Z Dergi Mobil Uygulamasını
ÜCRETSİZ HEMEN İNDİRİN!

Mobil Websitesine Devam Et >>

Endonezya Müziği: Gamelan ve Angklung
Esie Hanstein, Thoralf Hanstein

Yazı Boyutu: a a a
Okuma Modu

Endonezya Müziği: Gamelan ve Angklung
Esie Hanstein, Thoralf Hanstein

https://www.zdergisi.istanbul/makale/endonezya-muzigi-gamelan-ve-angklung-341

Almancadan Çeviren : M. Taceddin Kutay

Gamelan kavramı bir müzik tarzını ifade ettiği gibi, bu müziği icra eden orkestra anlamına da gelmektedir. Gamelan orkestrasından bahisle basın yayın organlarında yer alan “Gong orkestrası” ifadesi ise yanlıştır. ‘Gamelan’ kelimesinin Java adasının yerel dillerinde ‘vurmak’ anlamına gelen gamel kelimesinden türetildiği ve bir Gamelan orkestrasının büyük oranda vurmalı sazlardan oluştuğu hakikat olsa da, Gamelan müziğini yalnızca vurmalı bir müzik türü olarak anlamak, bu müziğe haksızlık etmektir.

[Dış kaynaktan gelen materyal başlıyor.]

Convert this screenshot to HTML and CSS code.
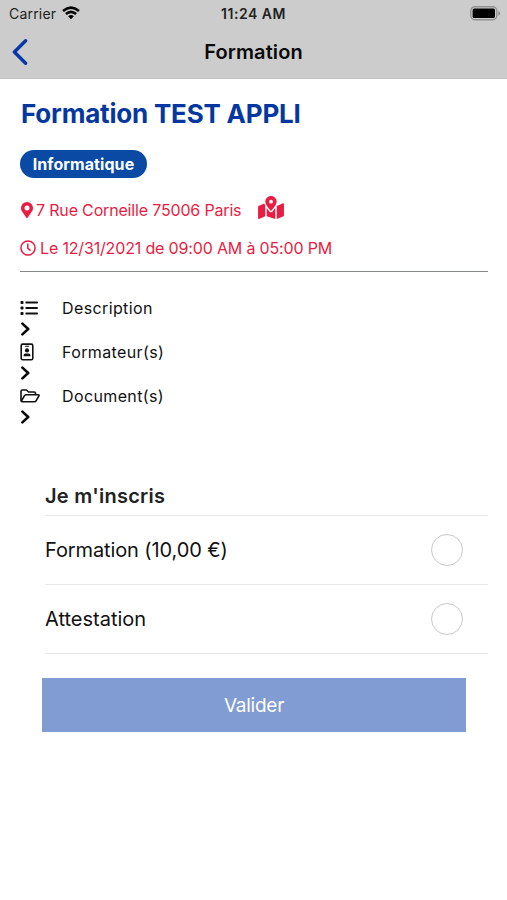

Gamelan müziğinin tarihsel kökenlerine dair malumatı Endonezya efsanelerinde bulmaktayız. Gamelan müzisyenlerine yer veren en eski görsel, Java Adasının merkezinde yer alan Borobodur tapınağında bulunan bir rölyeftir. Rölyefin 8. yüzyılda yapıldığı tahmin ediliyor. Bu rölyefte bir Gamelan orkestrasında yer alan bütün enstrümanlar açıkça seçilebilmektedir. Buna rağmen Gamelan orkestralarının karakteristik gongu, bu görselde yer almaz.

Endonezya’nın üç önemli merkezi olan Java, Sunda ve Bali kültürlerinin ayrılmaz bir parçası olarak Gamelan orkestraları günümüze değin ulaşmıştır. Bu orkestralar, yüzyıllar önce Bali ve Java adalarındaki prensliklerde ortaya çıkmıştır. Her bölge kendi tarzını geliştirdiğinden bir Gamelan karakteristiğinden bahsetmek mümkün değildir. Örneğin daha güçlü bir görüntü veren Bali Gamelanı enerjik bir tarza sahipken, Java Gamelanı daha dinlendirici melodiler ile ayırt edilebilmektedir. Madura ve Lombok da kendi Gamelan geleneklerini oluşturmuş merkezlerdir.

Gamelan müziğinin karakteristik özelliğini, Avrupa’da bilinen ses dizisini takip etmemesi olarak ifade etmek mümkündür. Gamelanlar kendilerine mahsus iki ses dizisini takip ederler; ki belki de bunlara ses dizisi yerine akort demek daha doğru olacaktır. Bu akortları meydana getirebilmek için enstrümanlar iki gruba ayrılır. İlk grup slendro adı verilen akordu meydana getirir ve bu beş tonlu pentatonik bir ses dizisidir. İkinci grup ise pelog adı verilen akordu meydana getirir. Bu ise heptatonik bir ses dizisi olarak yedi tonludur.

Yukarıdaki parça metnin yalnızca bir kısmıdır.